Lithium Chloride – a Chemical Compound

Lithium chloride, abbreviated LiCl, is a chemical compound. It is a metal chloride salt with a counterion of Li(+). The salt is a typical ionic compound (with some covalent properties), but the small size of the Li+ ion gives rise to properties not seen in other alkali metal chlorides, such as exceptional solubility in polar solvents (83.05 g/100 mL of water at 20°C) and hygroscopic properties. It functions as an antimanic drug as well as a geroprotector. It is a lithium salt and an inorganic chloride.


Lithium chloride is a white hygroscopic solid that is soluble in water, alcohol, and ether. Lithium chloride has the chemical formula LiCl. It is formed when hydrochloric acid reacts with lithium hydroxide. The resulting solution is evaporated to produce a mixture of saturated solution and crystals of lithium chloride.

  • Melting point: 605 °C (lit.)
  • Boiling point: 1383 °C/1 atm (lit.)
  • Density: 2.06
  • Vapor pressure: 1.33 hPa (547 °C)
  • Flash point: -4 °F
  • Storage temp.: 2-8°C
  • Solubility H2O: soluble
  • Form: beads
  • Color: White to gray
  • Specific Gravity: 2.068
  • Odor: Odorless

Chemical properties

Unlike the other alkali metal chlorides, the salt forms crystalline hydrates. There are mono-, tri-, and pentahydrates. Heat the hydrates to regenerate the anhydrous salt. In addition, LiCl absorbs up to four equivalents of ammonia/mol. Lithium chloride solutions, like any other ionic chloride, can serve as a source of chloride ion, for example, by forming a precipitate when treated with silver nitrate:

LiCl + AgNO3 → AgCl + LiNO3

The Li+ ion acts as a weak Lewis acid under certain circumstances; for example, one mole of lithium chloride is capable of absorbing up to four moles of ammonia.


Lithium chloride is created by combining lithium carbonate and hydrochloric acid. The hydrate is heated in a stream of hydrogen chloride to produce anhydrous LiCl.

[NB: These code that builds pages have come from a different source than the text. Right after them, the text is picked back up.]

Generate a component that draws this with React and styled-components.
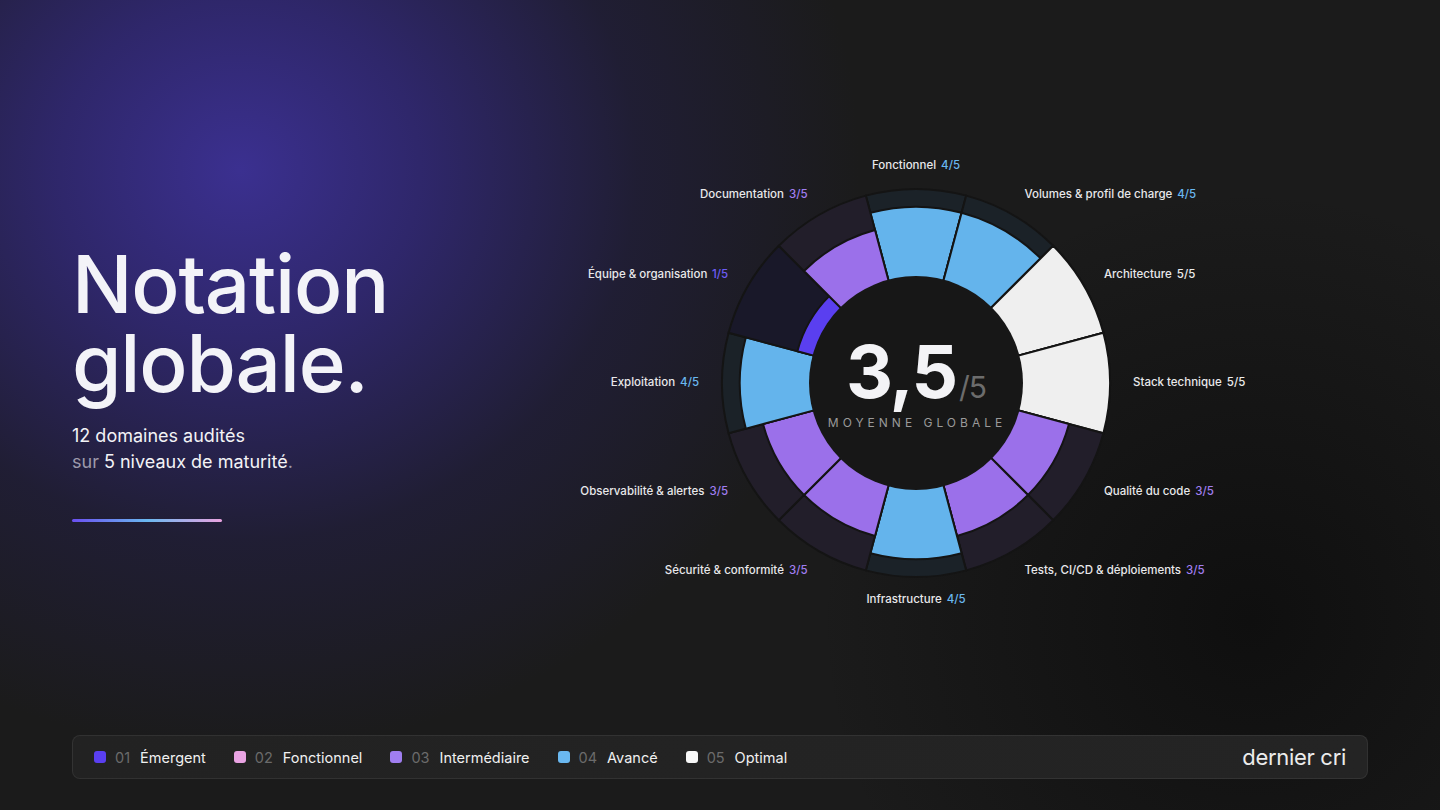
import React from "react";
import styled, { createGlobalStyle } from "styled-components";

const GlobalStyle = createGlobalStyle`
  html, body {
    margin: 0;
    padding: 0;
    background: #1a1a1a;
  }
  * {
    box-sizing: border-box;
  }
`;

const COLORS = {
  1: { bar: "#5a3ff0", track: "#191829", text: "#6d5cf5" },
  3: { bar: "#9b70ea", track: "#221e2a", text: "#a07ef0" },
  4: { bar: "#64b4ec", track: "#1b2228", text: "#6ab8f0" },
  5: { bar: "#efefef", track: "#efefef", text: "#ececec" },
};

// ordre horaire, en partant du haut
const domaines = [
  { label: "Fonctionnel", note: 4 },
  { label: "Volumes & profil de charge", note: 4 },
  { label: "Architecture", note: 5 },
  { label: "Stack technique", note: 5 },
  { label: "Qualité du code", note: 3 },
  { label: "Tests, CI/CD & déploiements", note: 3 },
  { label: "Infrastructure", note: 4 },
  { label: "Sécurité & conformité", note: 3 },
  { label: "Observabilité & alertes", note: 3 },
  { label: "Exploitation", note: 4 },
  { label: "Équipe & organisation", note: 1 },
  { label: "Documentation", note: 3 },
];

const niveaux = [
  { num: "01", label: "Émergent", color: "#5a3ff0" },
  { num: "02", label: "Fonctionnel", color: "#e9a3e2" },
  { num: "03", label: "Intermédiaire", color: "#a07ef0" },
  { num: "04", label: "Avancé", color: "#6ab8f0" },
  { num: "05", label: "Optimal", color: "#f7f7f7" },
];

const Page = styled.div`
  width: 1440px;
  height: 810px;
  overflow: hidden;
  display: flex;
  flex-direction: column;
  padding: 30px 72px 31px;
  font-family: Inter, "Liberation Sans", sans-serif;
  color: #f2f2f6;
  background:
    radial-gradient(circle at 1250px 620px, #0f0f0f 0, rgba(15, 15, 15, 0) 430px),
    radial-gradient(ellipse 620px 580px at 240px 170px, #3b3090 0%, rgba(52, 42, 128, 0.78) 30%, rgba(40, 34, 92, 0.38) 64%, rgba(27, 27, 27, 0) 100%),
    #1b1b1b;
`;

const Main = styled.main`
  flex: 1;
  display: flex;
  align-items: center;
`;

const Intro = styled.section`
  width: 504px;
  display: flex;
  flex-direction: column;
`;

const Title = styled.h1`
  margin: 0;
  font-size: 80px;
  line-height: 79px;
  font-weight: 500;
  letter-spacing: -1.2px;
  color: #f3f3f8;

  span {
    display: block;
  }
`;

const Subtitle = styled.p`
  margin: 21px 0 0;
  font-size: 18px;
  line-height: 26px;
  font-weight: 400;
  color: #f3f3f6;

  span {
    color: #9d9aab;
  }
`;

const Rule = styled.div`
  width: 150px;
  height: 3px;
  border-radius: 2px;
  margin-top: 44px;
  background: linear-gradient(90deg, #6a4ff0 0%, #6ab8f0 50%, #eaa3e0 100%);
`;

const Chart = styled.svg`
  display: block;
  overflow: visible;
  font-family: Inter, "Liberation Sans", sans-serif;
`;

const Legend = styled.footer`
  height: 44px;
  display: flex;
  align-items: center;
  justify-content: space-between;
  padding: 0 21px;
  border-radius: 8px;
  border: 1px solid rgba(255, 255, 255, 0.07);
  background: linear-gradient(90deg, #222222, #242424);
`;

const Levels = styled.ul`
  display: flex;
  gap: 28px;
  margin: 0;
  padding: 0;
  list-style: none;
`;

const Level = styled.li`
  display: flex;
  align-items: center;
  font-size: 14.5px;
  color: #f0f0f0;

  &::before {
    content: "";
    width: 12px;
    height: 12px;
    border-radius: 3px;
    margin-right: 9px;
    background: ${(p) => p.$color};
  }

  b {
    font-weight: 400;
    color: #6b6b6b;
    margin-right: 10px;
  }
`;

const Logo = styled.div`
  font-family: Inter, "Liberation Sans", sans-serif;
  font-size: 22px;
  font-weight: 400;
  letter-spacing: -0.3px;
  color: #ececec;
`;

const CX = 340;
const CY = 240;
const R0 = 105;
const R1 = 194;

function polar(r, deg) {
  const a = ((deg - 90) * Math.PI) / 180;
  return [CX + r * Math.cos(a), CY + r * Math.sin(a)];
}

function sector(r0, r1, a0, a1) {
  const [x0, y0] = polar(r1, a0);
  const [x1, y1] = polar(r1, a1);
  const [x2, y2] = polar(r0, a1);
  const [x3, y3] = polar(r0, a0);
  return `M${x0} ${y0} A${r1} ${r1} 0 0 1 ${x1} ${y1} L${x2} ${y2} A${r0} ${r0} 0 0 0 ${x3} ${y3} Z`;
}

function Radial() {
  return (
    <Chart width="680" height="480" viewBox="0 0 680 480">
      {domaines.map((d, i) => {
        const a0 = i * 30 - 15;
        const a1 = a0 + 30;
        const c = COLORS[d.note];
        const r = R0 + ((R1 - R0) * d.note) / 5;
        return (
          <g key={d.label}>
            <path d={sector(R0 - 4, R1, a0, a1)} fill={c.track} stroke="#141414" strokeWidth="2" />
            <path d={sector(R0 - 4, r, a0, a1)} fill={c.bar} stroke="#141414" strokeWidth="2" />
          </g>
        );
      })}
      <circle cx={CX} cy={CY} r={107} fill="#171717" />

      {domaines.map((d, i) => {
        const deg = i * 30;
        const [x, y] = polar(217, deg);
        const anchor = deg === 0 || deg === 180 ? "middle" : deg < 180 ? "start" : "end";
        return (
          <text
            key={d.label}
            x={x}
            y={y}
            textAnchor={anchor}
            dominantBaseline="middle"
            fontSize="11.5"
            fontWeight="500"
            fill="#e8e8ea"
          >
            {d.label}
            <tspan dx="5" fill={COLORS[d.note].text}>
              {d.note}/5
            </tspan>
          </text>
        );
      })}

      <text x={CX} y={CY + 15} textAnchor="middle" fontSize="73" fontWeight="700" letterSpacing="-2" fill="#f3f3f6">
        3,5
        <tspan fontSize="30" fontWeight="400" letterSpacing="-1" fill="#6c6c6c" dx="3">
          /5
        </tspan>
      </text>
      <text x={CX + 1} y={CY + 44} textAnchor="middle" fontSize="12" letterSpacing="4" fill="#9a9a9a">
        MOYENNE GLOBALE
      </text>
    </Chart>
  );
}

export default function App() {
  return (
    <>
      <GlobalStyle />
      <Page>
        <Main>
          <Intro>
            <Title>
              <span>Notation</span>
              <span>globale.</span>
            </Title>
            <Subtitle>
              12 domaines audités
              <br />
              <span>sur</span> 5 niveaux de maturité<span>.</span>
            </Subtitle>
            <Rule />
          </Intro>
          <Radial />
        </Main>
        <Legend>
          <Levels>
            {niveaux.map((n) => (
              <Level key={n.num} $color={n.color}>
                <b>{n.num}</b>
                {n.label}
              </Level>
            ))}
          </Levels>
          <Logo>dernier cri</Logo>
        </Legend>
      </Page>
    </>
  );
}
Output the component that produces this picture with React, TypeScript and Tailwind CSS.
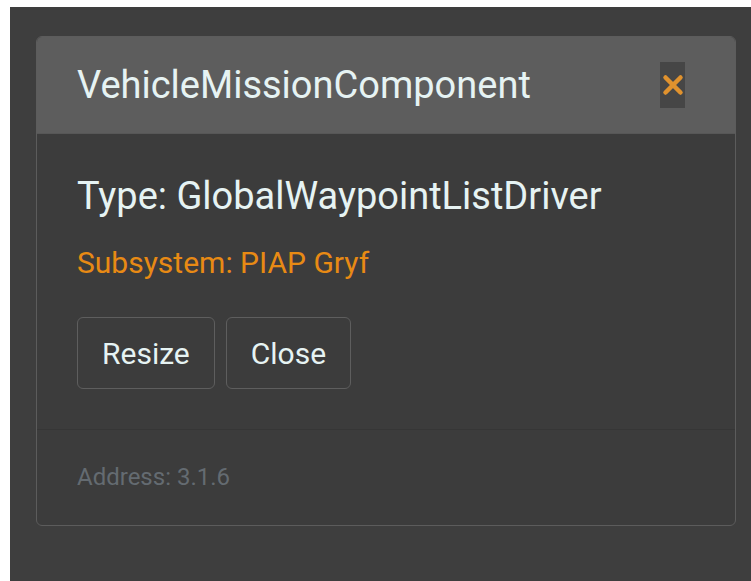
import { X } from "lucide-react";

const font = { fontFamily: "Roboto, 'Noto Sans', sans-serif" };

function ModalButton({ label }: { label: string }) {
  return (
    <button
      type="button"
      className="h-[72px] rounded-[6px] border border-[#5e5e5e] bg-[#3c3c3c] px-[24px] text-[30px] text-[#e6f3f3]"
    >
      {label}
    </button>
  );
}

export default function App() {
  return (
    <div className="h-[581px] w-full bg-white pl-[10px] pt-[7px]" style={font}>
      <div className="h-full bg-[#3e3e3e] pl-[26px] pt-[29px]">
        <div className="w-[700px] overflow-hidden rounded-[6px] border border-[#5c5c5c] bg-[#3c3c3c]">
          <div className="flex h-[97px] items-center justify-between border-b border-[#575757] bg-[#5d5d5d] pl-[40px] pr-[50px]">
            <h5 className="text-[38px] leading-none text-[#e6f3f3]">VehicleMissionComponent</h5>
            <button
              type="button"
              className="flex h-[46px] w-[25px] items-center justify-center overflow-visible bg-[#464646]"
              aria-label="Close"
            >
              <X size={30} strokeWidth={3.6} className="shrink-0 text-[#e0922e]" />
            </button>
          </div>

          <div className="px-[40px] pb-[40px] pt-[42px]">
            <div className="text-[38px] leading-[40px] text-[#e6f3f3]">
              Type: GlobalWaypointListDriver
            </div>
            <div className="mt-[30px] text-[30px] leading-[34px] text-[#e88a14]">
              Subsystem: PIAP Gryf
            </div>
            <div className="mt-[37px] flex gap-[11px]">
              <ModalButton label="Resize" />
              <ModalButton label="Close" />
            </div>
          </div>

          <div className="border-t border-[#363636] px-[40px] pb-[33px] pt-[34px]">
            <span className="text-[24px] leading-[26px] text-[#646b71]">Address: 3.1.6</span>
          </div>
        </div>
      </div>
    </div>
  );
}
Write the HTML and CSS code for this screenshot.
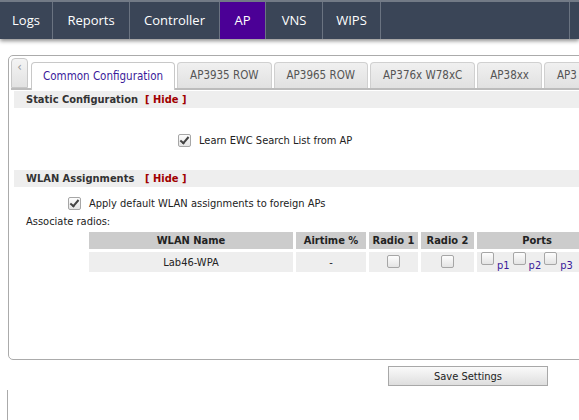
FILE: index.html
```html
<!DOCTYPE html>
<html>
<head>
<meta charset="utf-8">
<link rel="stylesheet" href="styles.css">
</head>
<body>
<div class="nav">
  <div class="nav-item w-logs">Logs</div>
  <div class="nav-item w-reports">Reports</div>
  <div class="nav-item w-controller">Controller</div>
  <div class="nav-item w-ap active">AP</div>
  <div class="nav-item w-vns">VNS</div>
  <div class="nav-item w-wips">WIPS</div>
  <div class="nav-item w-fill"></div>
  <div class="nav-item w-last"></div>
</div>
<div class="page">
  <div class="panel">
    <div class="tabstrip">
      <div class="arrow">&lsaquo;</div>
      <div class="tab active">Common Configuration</div>
      <div class="tab">AP3935 ROW</div>
      <div class="tab">AP3965 ROW</div>
      <div class="tab">AP376x W78xC</div>
      <div class="tab">AP38xx</div>
      <div class="tab last">AP3</div>
    </div>
    <div class="section-head"><span class="title">Static Configuration</span><span class="hide">[ Hide ]</span></div>
    <div class="learn-row"><span class="cb checked"></span><span>Learn EWC Search List from AP</span></div>
    <div class="section-head second"><span class="title">WLAN Assignments</span><span class="hide">[ Hide ]</span></div>
    <div class="apply-row"><span class="cb checked"></span><span>Apply default WLAN assignments to foreign APs</span></div>
    <div class="assoc">Associate radios:</div>
    <table class="wlan">
      <thead>
        <tr><th class="c-name">WLAN Name</th><th class="c-air">Airtime %</th><th class="c-r1">Radio 1</th><th class="c-r2">Radio 2</th><th class="c-ports">Ports</th></tr>
      </thead>
      <tbody>
        <tr>
          <td>Lab46-WPA</td>
          <td class="dash">-</td>
          <td><span class="cb"></span></td>
          <td><span class="cb"></span></td>
          <td class="ports"><span class="cb"></span><span class="p">p1</span><span class="cb"></span><span class="p">p2</span><span class="cb"></span><span class="p">p3</span></td>
        </tr>
      </tbody>
    </table>
  </div>
  <div class="actions"><button class="save">Save Settings</button></div>
  <div class="lower"></div>
</div>
</body>
</html>
```
FILE: styles.css
```css
html, body {
  margin: 0;
  padding: 0;
  overflow: hidden;
  background: #fff;
}
body {
  width: 579px;
  height: 420px;
  font-family: "DejaVu Sans Condensed", "DejaVu Sans", sans-serif;
  font-size: 11px;
  color: #222;
}
.nav {
  display: flex;
  height: 37px;
  background: #3a4557;
  border-top: 2px solid #727a86;
  box-shadow: 0 2px 4px rgba(0,0,0,0.45);
  font-family: "Open Sans", "Noto Sans", sans-serif;
  font-size: 13px;
  color: #fff;
  position: relative;
}
.nav-item {
  flex: none;
  display: flex;
  align-items: center;
  justify-content: center;
  border-right: 1px solid #6a7381;
  box-sizing: border-box;
  padding-bottom: 2px;
}
.w-logs { width: 53px; }
.w-reports { width: 77px; }
.w-controller { width: 90px; }
.w-ap { width: 46px; }
.w-vns { width: 57px; }
.w-wips { width: 58px; }
.w-fill { width: 189px; }
.w-last { width: 40px; border-right: none; }
.nav-item.active { background: #4b0096; }

.page {
  padding: 16px 0 0 8px;
}
.panel {
  width: 640px;
  height: 305px;
  border: 1px solid #ababab;
  border-radius: 5px;
  box-sizing: border-box;
  padding: 2px 0 0 2px;
  overflow: hidden;
}
.tabstrip {
  display: flex;
  gap: 2px;
  height: 30px;
  border-bottom: 2px solid #bcbcbc;
  align-items: flex-end;
}
.arrow {
  width: 17px;
  height: 30px;
  box-sizing: border-box;
  border: 1px solid #c8c8c8;
  border-radius: 4px 4px 0 0;
  background: linear-gradient(#f4f4f4, #e2e2e2);
  color: #999;
  font-size: 13px;
  text-align: center;
  line-height: 16px;
  margin-right: 1px;
}
.tab {
  height: 26px;
  box-sizing: border-box;
  padding: 0 12px;
  border: 1px solid #d0d0d0;
  border-bottom: none;
  border-radius: 4px 4px 0 0;
  background: linear-gradient(#f0f0f0, #e1e1e1);
  color: #555;
  font-size: 11.5px;
  line-height: 24px;
  white-space: nowrap;
  flex: none;
}
.tab.last { padding-right: 40px; }
.tab.active {
  background: #fff;
  color: #3a1a9a;
  height: 28px;
  margin-bottom: -2px;
  line-height: 26px;
  padding: 0 11px;
  border-color: #c8c8c8;
}
.section-head {
  margin: 1px 0 0 3px;
  height: 17px;
  background: #eeeeee;
  display: flex;
  align-items: center;
  font-weight: bold;
  padding-left: 12px;
  color: #333;
  white-space: nowrap;
}
.section-head .title { width: 119px; flex: none; }
.section-head .hide { color: #a00000; }
.section-head.second { margin-top: 22px; }

.cb {
  display: inline-block;
  width: 11px;
  height: 11px;
  border: 1px solid #a6a6a6;
  border-radius: 2px;
  background: linear-gradient(#fdfdfd, #e4e4e4);
  vertical-align: middle;
  position: relative;
  box-sizing: content-box;
}
.cb.checked::after {
  content: "";
  position: absolute;
  left: 3px;
  top: 0px;
  width: 3px;
  height: 7px;
  border: solid #444;
  border-width: 0 2px 2px 0;
  transform: rotate(40deg);
}
.learn-row {
  display: flex;
  align-items: center;
  gap: 8px;
  margin: 24px 0 0 167px;
  height: 16px;
}
.apply-row {
  display: flex;
  align-items: center;
  gap: 8px;
  margin: 8px 0 0 57px;
  height: 16px;
}
.assoc {
  margin: 3px 0 0 15px;
  height: 15px;
  line-height: 15px;
}
.wlan {
  margin: 0 0 0 78px;
  border-collapse: separate;
  border-spacing: 3px 3px;
  position: relative;
  left: -3px;
}
.wlan th {
  background: #cccccc;
  font-weight: bold;
  height: 17px;
  padding: 0;
  color: #222;
}
.wlan td {
  background: #eeeeee;
  height: 20px;
  padding: 0;
  text-align: center;
  vertical-align: middle;
}
.c-name { width: 204px; }
.c-air { width: 70px; }
.c-r1 { width: 49px; }
.c-r2 { width: 53px; }
.c-ports { width: 120px; }
.wlan td.ports {
  text-align: left;
  padding-left: 4px;
  white-space: nowrap;
}
.wlan td.ports .p {
  color: #3a1a9a;
  margin: 0 3px 0 3px;
  vertical-align: -3px;
}
.wlan td .cb { vertical-align: -1px; }
.wlan td.ports .cb { vertical-align: 1px; }

.actions {
  padding: 6px 0 0 380px;
}
.save {
  width: 160px;
  height: 20px;
  border: 1px solid #a8a8a8;
  border-radius: 0;
  background: linear-gradient(#fafafa, #dedede);
  font-family: "DejaVu Sans Condensed", "DejaVu Sans", sans-serif;
  font-size: 11px;
  color: #222;
  padding: 0;
  display: block;
}
.lower {
  margin: 4px 0 0 -1px;
  height: 40px;
  border-left: 1px solid #aaaaaa;
}
```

Lithium chloride can be made by reacting lithium carbonate or lithium hydroxide with hydrochloric acid and then crystallizing it:

 (1) Li2CO3 + 2HCl → 2LiCl + CO2 + H2O

(2) LiOH + HCl → LiCl + H2O

The anhydrous salt is produced by crystallization above 95°C. When a hot solution cools, it forms crystals of monohydrate, LiCl.H2O. The solid is separated from the solution, and the supernatant solution is recycled for further evaporation. Anhydrous lithium chloride is obtained by drying the crystals.

Lithium chloride can be made from its constituent elements by heating lithium metal with chlorine gas. It can also be obtained naturally from brine.

Lithium chloride is most easily produced by reacting lithium hydroxide or lithium carbonate with hydrochloric acid. It can also be made through a highly exothermic reaction of lithium metal with chlorine or anhydrous hydrogen chloride gas. Anhydrous LiCl is made from the hydrate by gently heating it in a hydrogen chloride atmosphere to prevent hydrolysis.


Lithium chloride is primarily used in the electrolysis of a LiCl/KCl melt at 450 °C (842 °F) to produce lithium metal. In automobile parts, LiCl is also used as a brazing flux for aluminum.

Lithium chloride is also used to produce dark red flames as a flame colorant. It is employed as a desiccant in the drying of air streams. Its desiccant properties can be used to produce potable water by absorbing moisture from the air and then releasing it when heated.

Lithium chloride is used in organic synthesis in more specialized applications, such as as an additive in the Stille reaction. It can also be used to precipitate RNA from cellular extracts in biochemical applications.